Argentella – the concert

It was a pleasure to go to a concert in our beautiful local church at Lumio in the Balagne region (northwest Corsica) earlier this week. The concert – a selection of choral pieces – was given by a choral group calling itself Argentella.

This name is also the name of a tiny village between here and Galeria that used to house a mining community. I’m not sure why the group calls itself after a former silver mine (there certainly aren’t enough people living there to provide the 12 female and seven male vocalists of this group). If anyone knows, please let me know!

I was pleasantly surprised by the quality of the performance. The programme was a mish-mash of sacred, popular and traditional Corsican songs that seemed a bit of a roller coaster from where we were sitting, but quality will out, and it did. The audience was challenged to choose items from a sheet listing the group’s repertoire, and the enthusiastic audience (mostly, I suspect, friends and family of the group) kept the singers busy for an hour and a half with their requests.

There is a certain no-nonsense hardness about the tone of some female Corsican vocalists, and Chris and I both spotted its presence here. We love this sound. It is also present in Isulatine, Corsica’s increasingly popular all-woman vocal ensemble, and in others we have heard. I think that if we had heard a recording of Argentella (even if they had been singing Swing Low, Sweet Charioooooh as they did that night) we would have identified them as Corsicans...

We loved Argentella’s slightly dotty conductor and lead singer, and their even dottier percussionist (castanets, half-coconuts/horses’ hooves and drums) with her 10cm high heels.

Well done and good Luck for your future programme, Argentella!

Friday, June 24, 2011


Ospreys in Corsica!

Take a look at the very substantial nest in my picture. It is one of many such nests in Corsica’s famous Réserve Naturelle de Scandola on the island’s West Coast. It belongs to an osprey family – and is evidence that the local population of ospreys is thriving and well-established.

The osprey – also known as the sea-eagle or (in French) a balbuzard, lives near large bodies of water such as coasts and lakes, and it likes nesting on vertiginous, high pinnacles of rock making the nest almost completely inaccessible to possible predators. I would say that the osprey, with its 5ft wingspan is pretty near the top of the food chain here in Corsica and does not have much to fear from anyone.

Here in Scandola the bird is doubly protected. As well as having plenty of rocky pinnacles, the Parc protects this magnificent bird from us humans. You can’t climb here, you can’t snorkel here except in certain well-defined spots, and you can only walk here on carefully delineated paths.

And the osprey population is thriving. From a low of eight pairs a few years ago, the numbers have risen and risen. On our visit to Scandola recently we saw a number of individuals and at least four nests. We saw quite a few of the birds themselves – and I note, from careful enlargement of a photo I took of some cliffs, that I have managed to take an extra picture of a distant osprey I didn’t even realise was there when I took the photo.

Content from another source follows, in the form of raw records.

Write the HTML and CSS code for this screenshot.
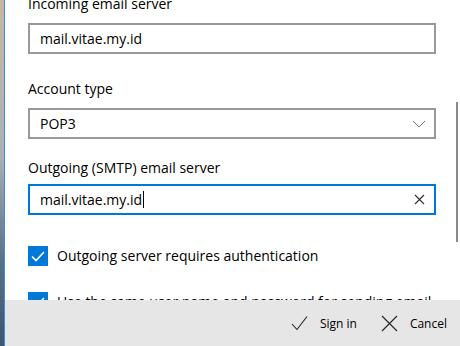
FILE: index.html
```html
<!DOCTYPE html>
<html lang="en">
<head>
   <meta charset="UTF-8">
   <title>Account settings</title>
   <link rel="stylesheet" href="styles.css">
</head>
<body>
   <div class="window">
      <div class="desktop-edge"></div>
      <div class="dialog">
         <div class="scroller">
            <div class="form">
               <label class="field-label">Incoming email server</label>
               <div class="textbox">mail.vitae.my.id</div>

               <label class="field-label gap-top">Account type</label>
               <div class="textbox select">
                  POP3
                  <svg class="chevron" width="14" height="8" viewBox="0 0 14 8">
                     <polyline points="1,1 7,7 13,1" fill="none" stroke="#777" stroke-width="1"/>
                  </svg>
               </div>

               <label class="field-label gap-top short">Outgoing (SMTP) email server</label>
               <div class="textbox focused">
                  <span>mail.vitae.my.id<span class="caret"></span></span>
                  <svg class="clear" width="11" height="11" viewBox="0 0 11 11">
                     <path d="M1 1 L10 10 M10 1 L1 10" stroke="#333" stroke-width="1.2"/>
                  </svg>
               </div>

               <div class="check-row">
                  <span class="checkbox">
                     <svg width="20" height="20" viewBox="0 0 20 20">
                        <polyline points="4,10.5 8,14.5 16,6" fill="none" stroke="#fff" stroke-width="1.6"/>
                     </svg>
                  </span>
                  Outgoing server requires authentication
               </div>
               <div class="check-row">
                  <span class="checkbox">
                     <svg width="20" height="20" viewBox="0 0 20 20">
                        <polyline points="4,10.5 8,14.5 16,6" fill="none" stroke="#fff" stroke-width="1.6"/>
                     </svg>
                  </span>
                  Use the same user name and password for sending email
               </div>
            </div>
            <div class="scrollbar"></div>
         </div>
         <div class="footer">
            <button class="action">
               <svg width="17" height="16" viewBox="0 0 17 16">
                  <polyline points="1,9 6,14.5 16,1.5" fill="none" stroke="#222" stroke-width="1.1"/>
               </svg>
               Sign in
            </button>
            <button class="action">
               <svg width="17" height="17" viewBox="0 0 17 17">
                  <path d="M1 1 L16 16 M16 1 L1 16" stroke="#222" stroke-width="1.1"/>
               </svg>
               Cancel
            </button>
         </div>
      </div>
   </div>
</body>
</html>
```

FILE: styles.css
```css
html, body {
   margin: 0;
   padding: 0;
}

body {
   font-family: "Open Sans", "Noto Sans", sans-serif;
   font-size: 14px;
   color: #000;
   background: #fff;
}

.window {
   display: flex;
   width: 460px;
   height: 346px;
   overflow: hidden;
}

.desktop-edge {
   width: 4px;
   flex-shrink: 0;
   background: linear-gradient(to bottom, #c9b6a2 0%, #aab0b8 45%, #5a7089 75%, #3c5670 100%);
   border-right: 1px solid #3d8ee0;
}

.dialog {
   flex: 1;
   display: flex;
   flex-direction: column;
}

.scroller {
   position: relative;
   height: 300px;
   overflow: hidden;
}

.form {
   display: flex;
   flex-direction: column;
   width: 408px;
   margin-top: -6px;
   padding-left: 23px;
}

.field-label {
   line-height: 20px;
   margin-bottom: 9px;
}

.gap-top {
   margin-top: 25px;
}

.short {
   margin-top: 19px;
   margin-bottom: 6px;
}

.textbox {
   box-sizing: border-box;
   height: 31px;
   border: 2px solid #999;
   padding: 0 10px;
   display: flex;
   align-items: center;
   justify-content: space-between;
   line-height: 20px;
}

.focused {
   border-color: #0078d7;
}

.caret {
   display: inline-block;
   width: 1px;
   height: 17px;
   background: #000;
   vertical-align: -3px;
   margin-left: 1px;
}

.chevron {
   margin-right: -2px;
}

.clear {
   margin-right: -1px;
}

.check-row {
   display: flex;
   align-items: center;
   gap: 9px;
   margin-top: 31px;
   line-height: 20px;
   white-space: nowrap;
}

.check-row + .check-row {
   margin-top: 26px;
}

.checkbox {
   width: 20px;
   height: 20px;
   background: #0078d7;
   display: flex;
}

.scrollbar {
   position: absolute;
   right: 2px;
   top: 102px;
   width: 2px;
   height: 140px;
   background: #8a8a8a;
}

.footer {
   height: 46px;
   background: #e6e6e6;
   display: flex;
   justify-content: flex-end;
   align-items: center;
   gap: 24px;
   padding-right: 13px;
}

.action {
   display: flex;
   align-items: center;
   gap: 12px;
   border: none;
   background: none;
   padding: 0;
   font-family: inherit;
   font-size: 12px;
   color: #000;
}
```
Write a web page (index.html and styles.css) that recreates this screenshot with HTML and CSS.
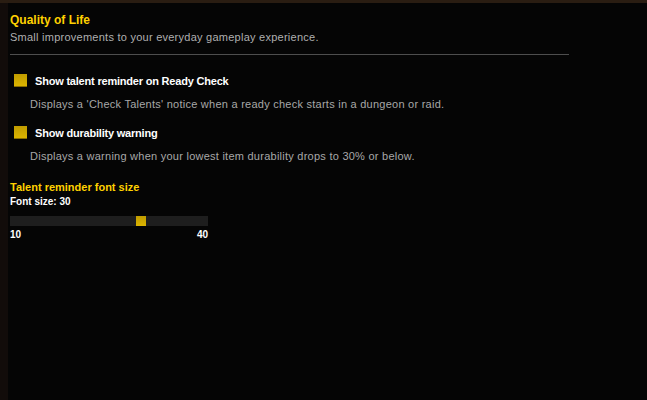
FILE: index.html
```html
<!DOCTYPE html>
<html>
<head>
<meta charset="utf-8">
<link rel="stylesheet" href="styles.css">
</head>
<body>
<div class="frame">
  <div class="panel">
    <h1 class="title">Quality of Life</h1>
    <p class="subtitle">Small improvements to your everyday gameplay experience.</p>
    <div class="rule"></div>
    <div class="option">
      <div class="check-row"><span class="box"></span><span class="label">Show talent reminder on Ready Check</span></div>
      <p class="desc">Displays a 'Check Talents' notice when a ready check starts in a dungeon or raid.</p>
    </div>
    <div class="option">
      <div class="check-row"><span class="box"></span><span class="label">Show durability warning</span></div>
      <p class="desc">Displays a warning when your lowest item durability drops to 30% or below.</p>
    </div>
    <div class="slider-block">
      <div class="slider-title">Talent reminder font size</div>
      <div class="slider-value">Font size: 30</div>
      <div class="track"><span class="thumb" style="left: 126px"></span></div>
      <div class="range"><span>10</span><span>40</span></div>
    </div>
  </div>
</div>
</body>
</html>
```

FILE: styles.css
```css
* { box-sizing: border-box; }
html, body { margin: 0; padding: 0; }
body {
  width: 647px;
  height: 400px;
  overflow: hidden;
  background: #140d0a;
  font-family: "Liberation Sans", Arial, sans-serif;
}
.frame {
  height: 400px;
  padding: 3px 0 0 8px;
  background: linear-gradient(#2a1d12 0, #2a1d12 3px, #120c0a 3px);
}
.panel {
  height: 397px;
  background: #050505;
  padding: 10px 0 0 2px;
}
.title {
  margin: 0;
  font-size: 12px;
  line-height: 15px;
  font-weight: bold;
  color: #ffd100;
}
.subtitle {
  margin: 2px 0 0;
  font-size: 11px;
  line-height: 14px;
  letter-spacing: 0.25px;
  color: #b0b0b0;
}
.rule {
  width: 559px;
  height: 1px;
  background: #4e4e4e;
  margin-top: 10px;
}
.option { padding-left: 4px; }
.check-row {
  display: flex;
  align-items: center;
  gap: 8px;
  margin-top: 19px;
  height: 13px;
}
.box {
  width: 13px;
  height: 13px;
  background: linear-gradient(#c09c00, #dcb400);
  border-bottom: 1px solid #8a6e00;
}
.label {
  font-size: 11px;
  font-weight: bold;
  letter-spacing: -0.2px;
  color: #ffffff;
}
.desc {
  margin: 10px 0 0 16px;
  font-size: 11px;
  line-height: 14px;
  letter-spacing: 0.25px;
  color: #a8a8a8;
}
.option + .option .check-row { margin-top: 15px; }
.slider-block { margin-top: 17px; width: 198px; }
.slider-title {
  font-size: 11px;
  line-height: 14px;
  font-weight: bold;
  color: #ffd100;
}
.slider-value {
  font-size: 10px;
  line-height: 13px;
  font-weight: bold;
  color: #ffffff;
  margin-top: 1px;
}
.track {
  position: relative;
  height: 10px;
  background: #1e1e1e;
  margin-top: 8px;
}
.thumb {
  position: absolute;
  top: 0;
  width: 10px;
  height: 10px;
  background: linear-gradient(#c09c00, #dcb400);
}
.range {
  display: flex;
  justify-content: space-between;
  font-size: 10px;
  line-height: 13px;
  font-weight: bold;
  color: #ffffff;
  margin-top: 2px;
}
```
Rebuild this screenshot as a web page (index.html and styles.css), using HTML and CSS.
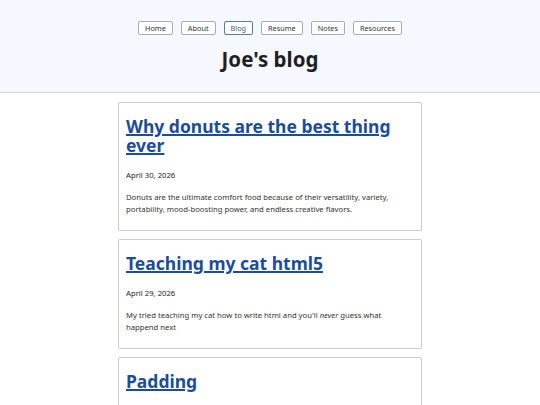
FILE: index.html
```html
<!DOCTYPE html>
<html lang="en">
<head>
<meta charset="utf-8">
<title>Joe's blog</title>
<link rel="stylesheet" href="styles.css">
</head>
<body>
<header class="site-header">
  <nav class="nav">
    <a class="nav-btn" href="#">Home</a>
    <a class="nav-btn" href="#">About</a>
    <a class="nav-btn active" href="#">Blog</a>
    <a class="nav-btn" href="#">Resume</a>
    <a class="nav-btn" href="#">Notes</a>
    <a class="nav-btn" href="#">Resources</a>
  </nav>
  <h1 class="site-title">Joe's blog</h1>
</header>
<main class="posts">
  <article class="post">
    <h2 class="post-title"><a href="#">Why donuts are the best thing ever</a></h2>
    <p class="post-date">April 30, 2026</p>
    <p class="post-summary">Donuts are the ultimate comfort food because of their versatility, variety, portability, mood-boosting power, and endless creative flavors.</p>
  </article>
  <article class="post">
    <h2 class="post-title"><a href="#">Teaching my cat html5</a></h2>
    <p class="post-date">April 29, 2026</p>
    <p class="post-summary">My tried teaching my cat how to write html and you'll <em>never</em> guess what happend next</p>
  </article>
  <article class="post">
    <h2 class="post-title"><a href="#">Padding</a></h2>
    <p class="post-date">April 28, 2026</p>
    <p class="post-summary">Padding.</p>
  </article>
</main>
</body>
</html>
```
FILE: styles.css
```css
* { box-sizing: border-box; }
html, body {
  margin: 0;
  padding: 0;
  background: #ffffff;
  font-family: "Noto Sans", sans-serif;
  font-size: 7.7px;
  line-height: 12px;
  color: #222;
}
.site-header {
  background: #f5f8fe;
  border-bottom: 1px solid #d4d6da;
  padding: 21px 0 19px;
  text-align: center;
}
.nav {
  display: flex;
  justify-content: center;
  gap: 8px;
}
.nav-btn {
  display: inline-block;
  height: 14px;
  line-height: 12px;
  padding: 0 6px;
  border: 1px solid #a9adb3;
  border-radius: 2px;
  background: #fff;
  color: #333;
  font-size: 7.3px;
  text-decoration: none;
}
.nav-btn.active {
  border-color: #5b79ad;
  color: #3a5a99;
}
.site-title {
  margin: 10px 0 0;
  font-size: 20.5px;
  line-height: 28px;
  font-weight: 700;
  color: #1f1f1f;
}
.posts {
  width: 304px;
  margin: 9px auto 0;
  display: flex;
  flex-direction: column;
  gap: 8px;
}
.post {
  border: 1px solid #c9cbce;
  border-radius: 2px;
  padding: 14px 7px 15px;
  background: #fff;
}
.post-title {
  margin: 0;
  font-size: 17.5px;
  line-height: 19px;
  font-weight: 700;
}
.post-title a {
  color: #1b4d9b;
  text-decoration: underline;
  text-decoration-thickness: 1.5px;
}
.post-date {
  margin: 14px 0 0;
  color: #222;
}
.post-summary {
  margin: 10px 0 0;
  color: #333;
}
```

I read in Corse Matin last week that from its stronghold in Corsica, the osprey has begun to re-colonise northern Italy – a territory from which it has been absent for some decades. All it has needed has been a bit of support, and Scandola seems to have given the species exactly that.


Death of a leviathan

Last week we witnessed one of the saddest sights I have ever seen in Corsica – a dead whale being winched out of the harbour in Propriano.

The huge finback whale (the second largest whale species after the blue whale) was clearly a youngster, being a mere 12m in length and weighing just 16 tonnes. It was first spotted by an aeroplane near Bonifacio, and it later ran aground on the rocks of Murtoli, a snooty private beach in the south west.

No one yet knows how or why it died.

While we were having our dinner at the Restaurant Romano in the Port of Propriano, we became aware of people and cars flocking into the port. Then a very large mobile crane arrived and we saw a tug towing a large load across the bay towards the port. At first I thought it was an upturned boat.

But of course it was nothing of the kind. In between courses we popped across the road to see what was going on. The first attempt managed to get the carcass half out of the water, but the folk in charge of the operation decided to drop it back into the water and I guess that’s where it stayed overnight. The sight (and frankly, the smell) didn’t do much for the digestive process as we finished our meals.

I gather that the body has now been sent elsewhere for dissection to try and establish how and why this enormous creature died.

Friday, June 17, 2011


The Gulf of Valinco

I had forgotten just what a beautiful place the Gulf of Valinco was. We are here for just two days on this occasion.

The first time we came here was 25 years ago, when we stayed here with our three boys, then in their teens and preteens. Propriano (or if you prefer it in Corsican, Prupria or Prupia) seems to look a little scruffy, as it did then, but things have changed – not all for the worse.

The Hotel Valinco, once the best place in town, has gone. Its skeleton still commands the shoreline at the entrance to the town to the northwest, but the windows have gone and the bedrooms we stayed in a few years ago are empty shells. I’m guessing that the site will be cleared for redevelopment within months. The Post Office has been blown up by Corsican separatists a few times – not sure why, exactly – maybe they’ll do the town a favour and complete the job by demolishing the Valinco.

The beaches are still lovely – especially the Plage de Valinco (pictured) which you can access via the noisy cafe at its centre. And the town gets more than its fair share of boat traffic. While we were here we saw the enormous cruise ship Island Escape and a car ferry leaving its tiny harbour.

There are some excellent (and by Corsican standards far from exorbitant) restaurants in town. We stayed at the Hotel Ibiscus which offers comfortable rooms at good prices with wonderful views across the bay. The picture here really is the view from our balcony.